Fatih district Mayor Mustafa Demir said the Golden Horn would be suitable for swimming within five years with this project. However, locals from Balat on the southern side of the Golden Horn, have said they fear possible relocation due to the urban transformation project.
“Locals have the right to have such fears, but 30 percent of buildings in that area are abandoned. They built their houses on the city walls, to such an extent that the city walls cannot even be seen from outside. We care intensely about the human factor in urban transformation projects,” Demir told the Hürriyet Daily News
yesterday in a phone interview.
Demir repeatedly said their plan was not to remove people from their homes, but to provide a better environment.
“Mutual understanding is crucial here. Those areas are not peaceful places. We want to transform their neighborhood into a peaceful area with their help.”
On the other hand, locals say the project was finished after an Istanbul court canceled an urban transformation project around the Golden Horn’s Balat area.

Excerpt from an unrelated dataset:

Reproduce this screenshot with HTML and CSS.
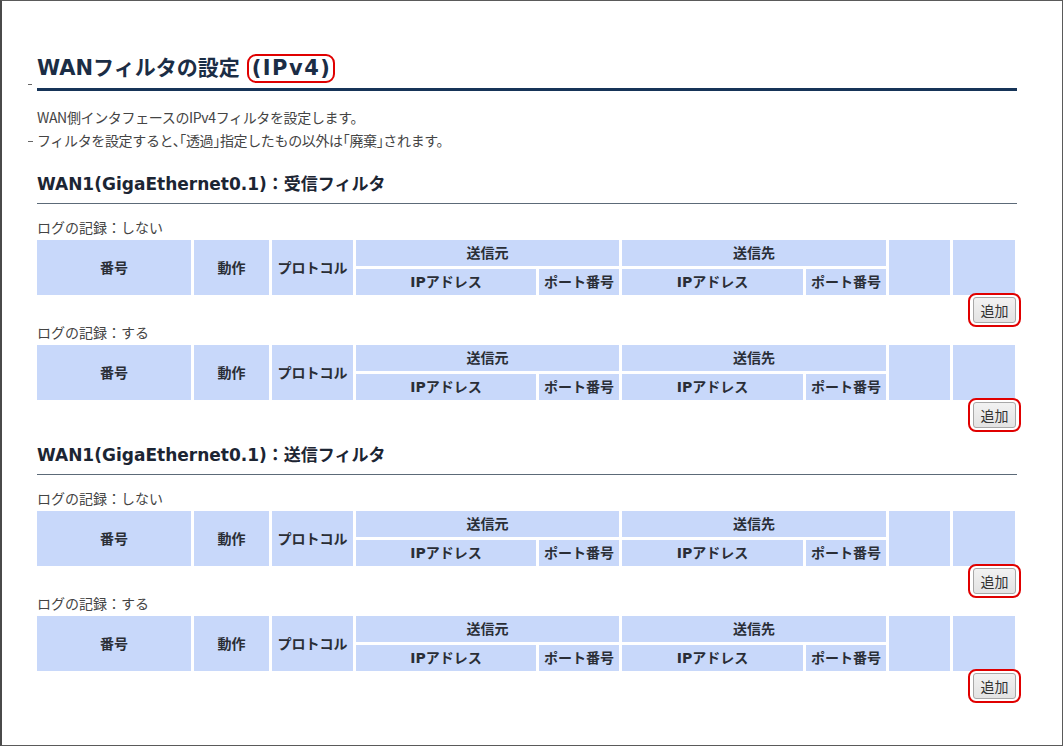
FILE: index.html
```html
<!DOCTYPE html>
<html lang="ja">
<head>
<meta charset="utf-8">
<title>WANフィルタの設定 (IPv4)</title>
<link rel="stylesheet" href="styles.css">
</head>
<body>
<div class="frame">
  <h1 class="title">WANフィルタの設定<span class="mark">(IPv4)</span></h1>
  <div class="desc">
    <p>WAN側インタフェースのIPv4フィルタを設定します。</p>
    <p class="dash">フィルタを設定すると、「透過」指定したもの以外は「廃棄」されます。</p>
  </div>

  <section class="sec">
    <h2 class="sec-title">WAN1(GigaEthernet0.1)：受信フィルタ</h2>
    <div class="block">
      <div class="log">ログの記録：しない</div>
      <table class="ftable">
        <colgroup><col class="c1"><col class="c2"><col class="c3"><col class="c4"><col class="c5"><col class="c6"><col class="c7"><col class="c8"><col class="c9"></colgroup>
        <tr><th rowspan="2">番号</th><th rowspan="2">動作</th><th rowspan="2">プロトコル</th><th colspan="2">送信元</th><th colspan="2">送信先</th><th rowspan="2"></th><th rowspan="2"></th></tr>
        <tr><th>IPアドレス</th><th>ポート番号</th><th>IPアドレス</th><th>ポート番号</th></tr>
      </table>
      <div class="actions"><button class="btn">追加</button></div>
    </div>
    <div class="block">
      <div class="log">ログの記録：する</div>
      <table class="ftable">
        <colgroup><col class="c1"><col class="c2"><col class="c3"><col class="c4"><col class="c5"><col class="c6"><col class="c7"><col class="c8"><col class="c9"></colgroup>
        <tr><th rowspan="2">番号</th><th rowspan="2">動作</th><th rowspan="2">プロトコル</th><th colspan="2">送信元</th><th colspan="2">送信先</th><th rowspan="2"></th><th rowspan="2"></th></tr>
        <tr><th>IPアドレス</th><th>ポート番号</th><th>IPアドレス</th><th>ポート番号</th></tr>
      </table>
      <div class="actions"><button class="btn">追加</button></div>
    </div>
  </section>

  <section class="sec">
    <h2 class="sec-title">WAN1(GigaEthernet0.1)：送信フィルタ</h2>
    <div class="block">
      <div class="log">ログの記録：しない</div>
      <table class="ftable">
        <colgroup><col class="c1"><col class="c2"><col class="c3"><col class="c4"><col class="c5"><col class="c6"><col class="c7"><col class="c8"><col class="c9"></colgroup>
        <tr><th rowspan="2">番号</th><th rowspan="2">動作</th><th rowspan="2">プロトコル</th><th colspan="2">送信元</th><th colspan="2">送信先</th><th rowspan="2"></th><th rowspan="2"></th></tr>
        <tr><th>IPアドレス</th><th>ポート番号</th><th>IPアドレス</th><th>ポート番号</th></tr>
      </table>
      <div class="actions"><button class="btn">追加</button></div>
    </div>
    <div class="block">
      <div class="log">ログの記録：する</div>
      <table class="ftable">
        <colgroup><col class="c1"><col class="c2"><col class="c3"><col class="c4"><col class="c5"><col class="c6"><col class="c7"><col class="c8"><col class="c9"></colgroup>
        <tr><th rowspan="2">番号</th><th rowspan="2">動作</th><th rowspan="2">プロトコル</th><th colspan="2">送信元</th><th colspan="2">送信先</th><th rowspan="2"></th><th rowspan="2"></th></tr>
        <tr><th>IPアドレス</th><th>ポート番号</th><th>IPアドレス</th><th>ポート番号</th></tr>
      </table>
      <div class="actions"><button class="btn">追加</button></div>
    </div>
  </section>
</div>
</body>
</html>
```
FILE: styles.css
```css
html, body {
  margin: 0;
  padding: 0;
  background: #fff;
}

.frame {
  box-sizing: border-box;
  width: 1063px;
  height: 746px;
  border: 1px solid #5a5a5a;
  border-left: 2px solid #4a4a4a;
  padding: 52px 45px 0 35px;
  font-family: "DejaVu Sans", "Noto Sans CJK JP", sans-serif;
  color: #444;
  overflow: hidden;
}

.title {
  position: relative;
  box-sizing: content-box;
  height: 30px;
  margin: 0;
  font-size: 21px;
  line-height: 30px;
  font-weight: bold;
  color: #1b2d45;
  padding-bottom: 5px;
  border-bottom: 3px solid #163458;
}

.title::before {
  content: "";
  position: absolute;
  left: -9px;
  bottom: 3px;
  width: 4px;
  height: 1px;
  background: #666;
}

.mark {
  position: relative;
  margin-left: 12px;
  letter-spacing: 1.5px;
}

.mark::after {
  content: "";
  position: absolute;
  left: -5px;
  right: -4px;
  top: -2px;
  bottom: -3px;
  border: 2px solid #e00000;
  border-radius: 9px;
}

.desc {
  margin-top: 15px;
  height: 46px;
}

.desc p {
  position: relative;
  height: 23px;
  margin: 0;
  font-family: "Noto Sans CJK JP", sans-serif;
  font-size: 14px;
  line-height: 23px;
  color: #444;
  font-feature-settings: "halt";
  letter-spacing: -0.35px;
}

.desc .dash::before {
  content: "";
  position: absolute;
  left: -9px;
  top: 12px;
  width: 5px;
  height: 1px;
  background: #666;
}

.sec-title {
  box-sizing: content-box;
  height: 26px;
  margin: 19px 0 0;
  font-size: 17px;
  line-height: 26px;
  font-weight: bold;
  color: #1c2533;
  padding-bottom: 6px;
  border-bottom: 1px solid #5c6a78;
}

.sec + .sec .sec-title {
  margin-top: 14px;
}

.log {
  height: 20px;
  margin-top: 13px;
  font-family: "Noto Sans CJK JP", sans-serif;
  font-size: 14px;
  line-height: 20px;
  color: #444;
}

.block + .block .log {
  margin-top: -1px;
}

.ftable {
  border-collapse: separate;
  border-spacing: 3px;
  margin: 0 -3px;
  table-layout: fixed;
  width: 984px;
}

.c1 { width: 154px; }
.c2 { width: 75px; }
.c3 { width: 81px; }
.c4 { width: 180px; }
.c5 { width: 80px; }
.c6 { width: 181px; }
.c7 { width: 80px; }
.c8 { width: 61px; }
.c9 { width: 62px; }

.ftable th {
  box-sizing: border-box;
  background: #c8d8fa;
  height: 26px;
  padding: 0;
  font-size: 14px;
  line-height: 20px;
  font-weight: bold;
  color: #2a2e36;
  text-align: center;
  vertical-align: middle;
}

.actions {
  display: flex;
  justify-content: flex-end;
  height: 26px;
  margin-top: -1px;
  padding-right: 1px;
}

.btn {
  position: relative;
  box-sizing: border-box;
  width: 43px;
  height: 26px;
  padding: 0;
  font-family: "Noto Sans CJK JP", sans-serif;
  font-size: 14px;
  color: #333;
  background: linear-gradient(#f2f2f2, #e3e3e3);
  border: 1px solid #a8a8a8;
  border-radius: 3px;
}

.btn::after {
  content: "";
  position: absolute;
  left: -6px;
  right: -6px;
  top: -5px;
  bottom: -5px;
  border: 2px solid #e00000;
  border-radius: 8px;
}
```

“We knew that this pipe project was finished before, but they kept it waiting until the Balat urban transformation project was brought to trial. When the court canceled their project, the aim to sell our possessions to rich people failed as well. Now they have revealed the project, as their advertising material renovating the Haliç for the rich is in vain,” Selahattin Güçlü, a Febayder (Fener Balat Ayvansaray) Association board member, told the Daily News yesterday.
A transformation project in Istanbul’s historical and predominantly Roma and Kurdish neighborhood of Balat was recently canceled by Istanbul’s Fifth Administrative Court on the grounds of “harming the cultural pattern in the region.” After a five-year struggle with the Fatih Municipality, the case was resolved in favor of the locals.
The Istanbul Water and Sewage Administration’s (İSKİ) project, which was kicked off three years ago, ended on July 10 and the water channel was turned on. With this project, the seawater coming from Cendere will reach the Golden Horn through Kağıthane Creek, providing circulation for the Golden Horn which already hosts many water sports like rowing and sailing. The Golden Horn is also one of Turkey’s few watercraft-landing areas.
. The official opening of the tunnel is expected to be held soon, and Prime Minister Recep Tayyip Erdoğan
is reportedly scheduled to attend the opening ceremony.